James wakes up in a future that makes absolutely no sense to him. The clothes, the technology, and the casual way people discuss Manupartners leave him shocked and uncomfortable. The biggest twist is that James remembers his previous life, making him completely different from every other Manupartner.
Rather than acting like an obedient companion, he questions everything and struggles with what has happened to him. One of my favorite early scenes was watching James try to understand the role everyone expects him to play while K8 realizes that her purchase is much more complicated than she bargained for. Their awkward conversations were both funny and surprisingly emotional because neither of them knew how to navigate the situation.
Highlights and Limitations
The strongest part of this book was easily James. His confusion, frustration, and determination to hold onto his identity made him feel like a real person instead of a science fiction concept. I found myself rooting for him almost immediately because every new discovery about the future forced him to question who he was and whether he still had any control over his own life.
I also appreciated that the romance developed through conversations and growing trust instead of instant attraction. Watching K8 slowly realize that James was not simply a product she owned added emotional weight to the story. There are several moments where she has to confront the ethical implications of her decision, and those scenes gave the romance much more depth than I expected. Not to mention the fact that James learns he was not a good person in his former life and strives to be a better man to show K8 he is worthy of her.
I loved the ideas that James and his friends came up with for him making money, since K8 is just leasing him as a Manupartner and after the three month lease is up, he has to come up with ways to extend the lease every month. So much is different in the future that there are no longer any people in his area of expertise. He was very wealthy and had become a billionaire in the financial and land development realm and that no longer exists.

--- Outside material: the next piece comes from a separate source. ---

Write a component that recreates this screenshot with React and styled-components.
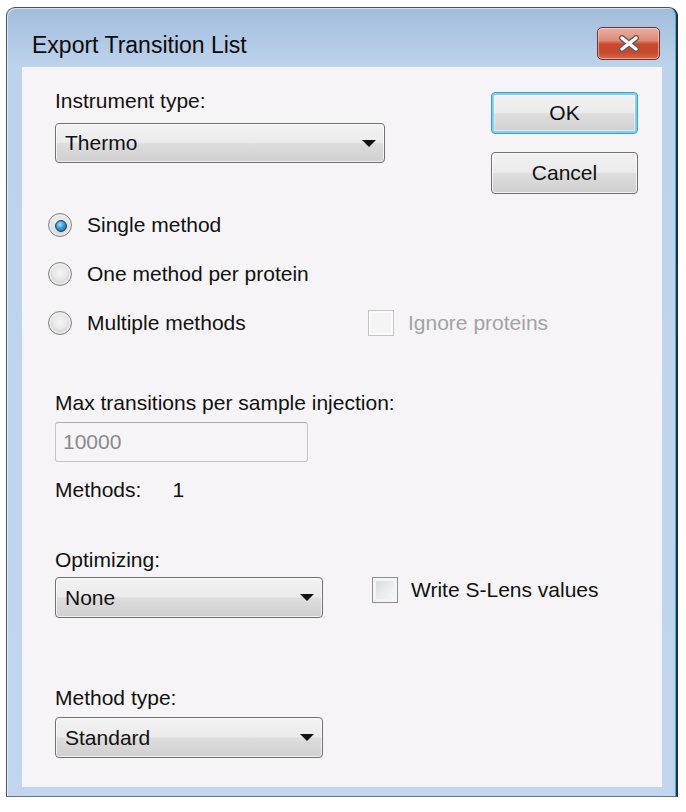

If I had one criticism, I wasn’t happy with K8’s obsession with designer clothes. She isn’t great with her finances and often pays exorbitant fees for her fashion obsession, not paying enough attention to the fact that she might need that money to save James.

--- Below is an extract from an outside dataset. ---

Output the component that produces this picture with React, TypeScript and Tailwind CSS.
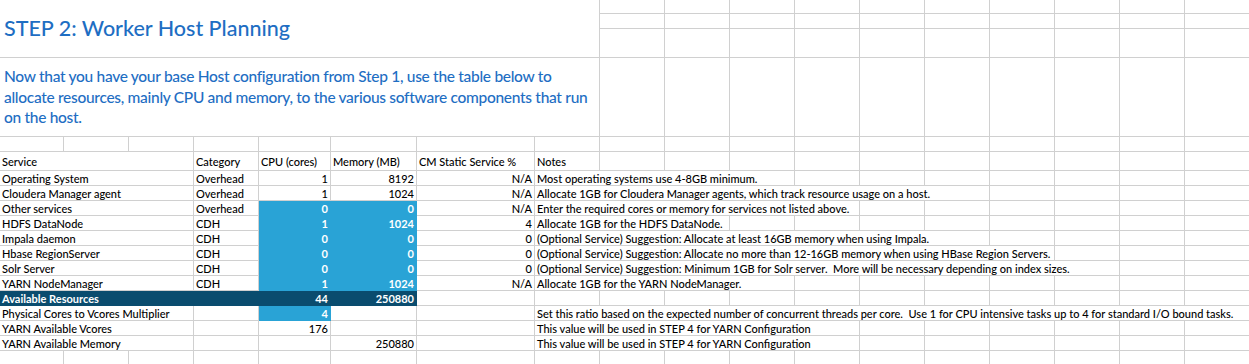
import React from "react";

const GRID = "border-[#d0d0d0]";
const FONT = { fontFamily: "Lato, 'Open Sans', sans-serif" };

const SPAN: Record<number, string> = {
  1: "col-span-1",
  2: "col-span-2",
  3: "col-span-3",
  4: "col-span-4",
  5: "col-span-5",
  6: "col-span-6",
  7: "col-span-7",
  8: "col-span-8",
  9: "col-span-9",
  10: "col-span-10",
  11: "col-span-11",
  12: "col-span-12",
};

type Cell = {
  span?: number;
  text?: string;
  right?: boolean;
  fill?: "blue" | "dark";
};

const TOTAL = 18;

function fillRow(cells: Cell[]): Cell[] {
  const used = cells.reduce((s, c) => s + (c.span ?? 1), 0);
  const out = [...cells];
  for (let i = used; i < TOTAL; i++) out.push({});
  return out;
}

type Row = { cells: Cell[] };

const b = (text: string): Cell => ({ text, right: true, fill: "blue" });

const rows: Row[] = [
  { cells: [{}, {}, {}] },
  {
    cells: [
      { span: 3, text: "Service" },
      { text: "Category" },
      { text: "CPU (cores)" },
      { text: "Memory (MB)" },
      { text: "CM Static Service %" },
      { text: "Notes" },
    ],
  },
  {
    cells: [
      { span: 3, text: "Operating System" },
      { text: "Overhead" },
      { text: "1", right: true },
      { text: "8192", right: true },
      { text: "N/A", right: true },
      { span: 4, text: "Most operating systems use 4-8GB minimum." },
    ],
  },
  {
    cells: [
      { span: 3, text: "Cloudera Manager agent" },
      { text: "Overhead" },
      { text: "1", right: true },
      { text: "1024", right: true },
      { text: "N/A", right: true },
      { span: 7, text: "Allocate 1GB for Cloudera Manager agents, which track resource usage on a host." },
    ],
  },
  {
    cells: [
      { span: 3, text: "Other services" },
      { text: "Overhead" },
      b("0"),
      b("0"),
      { text: "N/A", right: true },
      { span: 5, text: "Enter the required cores or memory for services not listed above." },
    ],
  },
  {
    cells: [
      { span: 3, text: "HDFS DataNode" },
      { text: "CDH" },
      b("1"),
      b("1024"),
      { text: "4", right: true },
      { span: 3, text: "Allocate 1GB for the HDFS DataNode." },
    ],
  },
  {
    cells: [
      { span: 3, text: "Impala daemon" },
      { text: "CDH" },
      b("0"),
      b("0"),
      { text: "0", right: true },
      { span: 7, text: "(Optional Service) Suggestion: Allocate at least 16GB memory when using Impala." },
    ],
  },
  {
    cells: [
      { span: 3, text: "Hbase RegionServer" },
      { text: "CDH" },
      b("0"),
      b("0"),
      { text: "0", right: true },
      { span: 8, text: "(Optional Service) Suggestion: Allocate no more than 12-16GB memory when using HBase Region Servers." },
    ],
  },
  {
    cells: [
      { span: 3, text: "Solr Server" },
      { text: "CDH" },
      b("0"),
      b("0"),
      { text: "0", right: true },
      { span: 9, text: "(Optional Service) Suggestion: Minimum 1GB for Solr server.  More will be necessary depending on index sizes." },
    ],
  },
  {
    cells: [
      { span: 3, text: "YARN NodeManager" },
      { text: "CDH" },
      b("1"),
      b("1024"),
      { text: "N/A", right: true },
      { span: 4, text: "Allocate 1GB for the YARN NodeManager." },
    ],
  },
  {
    cells: [
      { span: 4, text: "Available Resources", fill: "dark" },
      { text: "44", right: true, fill: "dark" },
      { text: "250880", right: true, fill: "dark" },
      {},
    ],
  },
  {
    cells: [
      { span: 3, text: "Physical Cores to Vcores Multiplier" },
      {},
      b("4"),
      {},
      {},
      { span: 11, text: "Set this ratio based on the expected number of concurrent threads per core.  Use 1 for CPU intensive tasks up to 4 for standard I/O bound tasks." },
    ],
  },
  {
    cells: [
      { span: 3, text: "YARN Available Vcores" },
      {},
      { text: "176", right: true },
      {},
      {},
      { span: 5, text: "This value will be used in STEP 4 for YARN Configuration" },
    ],
  },
  {
    cells: [
      { span: 3, text: "YARN Available Memory" },
      {},
      {},
      { text: "250880", right: true },
      {},
      { span: 5, text: "This value will be used in STEP 4 for YARN Configuration" },
    ],
  },
  { cells: [] },
];

function CellView({ c }: { c: Cell }) {
  const fillCls =
    c.fill === "blue"
      ? "bg-[#29a3d6] border-transparent text-white font-bold"
      : c.fill === "dark"
      ? "bg-[#0a4c6e] border-transparent text-white font-bold"
      : `bg-white ${GRID} text-black font-medium`;
  return (
    <div
      className={`${SPAN[c.span ?? 1]} ${fillCls} border-r border-b flex items-center whitespace-pre overflow-visible px-[2px] ${
        c.right ? "justify-end" : "justify-start"
      }`}
    >
      <span>{c.text ?? ""}</span>
    </div>
  );
}

export default function App() {
  return (
    <div className="w-[1249px] h-[364px] overflow-hidden bg-white" style={FONT}>
      {/* top area */}
      <div className="flex">
        <div className="w-[600px] flex flex-col shrink-0">
          <div className={`h-[58px] border-r border-b ${GRID} flex items-start pl-[4px] pt-[14px]`}>
            <span className="text-[21.5px] leading-[28px] text-[#1e6ec3] font-medium">STEP 2: Worker Host Planning</span>
          </div>
          <div className={`h-[79px] border-r border-b ${GRID} flex items-center pl-[4px]`}>
            <p className="text-[15.5px] leading-[20.5px] text-[#1e6ec3] font-medium tracking-[-0.3px]">
              Now that you have your base Host configuration from Step 1, use the table below to
              <br />
              allocate resources, mainly CPU and memory, to the various software components that run
              <br />
              on the host.
            </p>
          </div>
        </div>
        <div className="grid grid-cols-[repeat(10,65px)] grid-rows-[14px_15px_29px_79px]">
          {Array.from({ length: 40 }).map((_, i) => (
            <div key={i} className={`border-r border-b ${GRID}`} />
          ))}
        </div>
      </div>
      {/* table area */}
      <div className="grid grid-cols-[64px_65px_65px_65px_72px_86px_118px_repeat(11,65px)] grid-rows-[15px_19px_repeat(13,15px)] text-[11px] leading-[13px]">
        {rows.map((r, ri) =>
          fillRow(r.cells).map((c, ci) => <CellView key={`${ri}-${ci}`} c={c} />)
        )}
      </div>
    </div>
  );
}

I also would have liked even more exploration of the world’s technology and how society reached the point where Manupartners became normal. The concept is fascinating, and I occasionally wanted the story to linger a little longer on those larger questions before moving back to the relationship. Even so, the focus on K8 and James kept me invested throughout and I loved hearing about the future world, the food and the technological advancements. Many of which came about after the outside air became toxic.
Narration
Rylee Kuberra and Jordan Moore made an excellent team. Rylee captured K8’s intelligence, awkward humor, and moments of vulnerability without making her feel overly dramatic. Jordan Moore was especially impressive as James. He conveyed James’s disbelief and quiet panic in the early chapters so convincingly that I could almost picture him trying to process this strange new world. As James gradually became more confident, Jordan subtly adjusted his performance to reflect that growth. Their chemistry made the dialogue feel natural and helped sell the emotional progression of the relationship.
Final Opinion
This ended up being much more thoughtful than I expected from the premise. I went in anticipating a quirky science fiction romance, but it was much deeper and better written than I expected. I found myself thinking about questions of identity, consent, and what truly makes someone human. James was easily my favorite character because his struggle to adapt never felt forced, and I loved watching K8 challenge her own assumptions as she got to know him.
The balance of humor, romance, and philosophical questions kept me engaged from beginning to end. If you enjoy science fiction romance with unique world building, memorable characters, and a relationship that develops naturally through trust and understanding, I think this audiobook is well worth picking up. I particularly like how original this story is and I love anything that is original and unpredictable. This book surely nails it as far as that goes.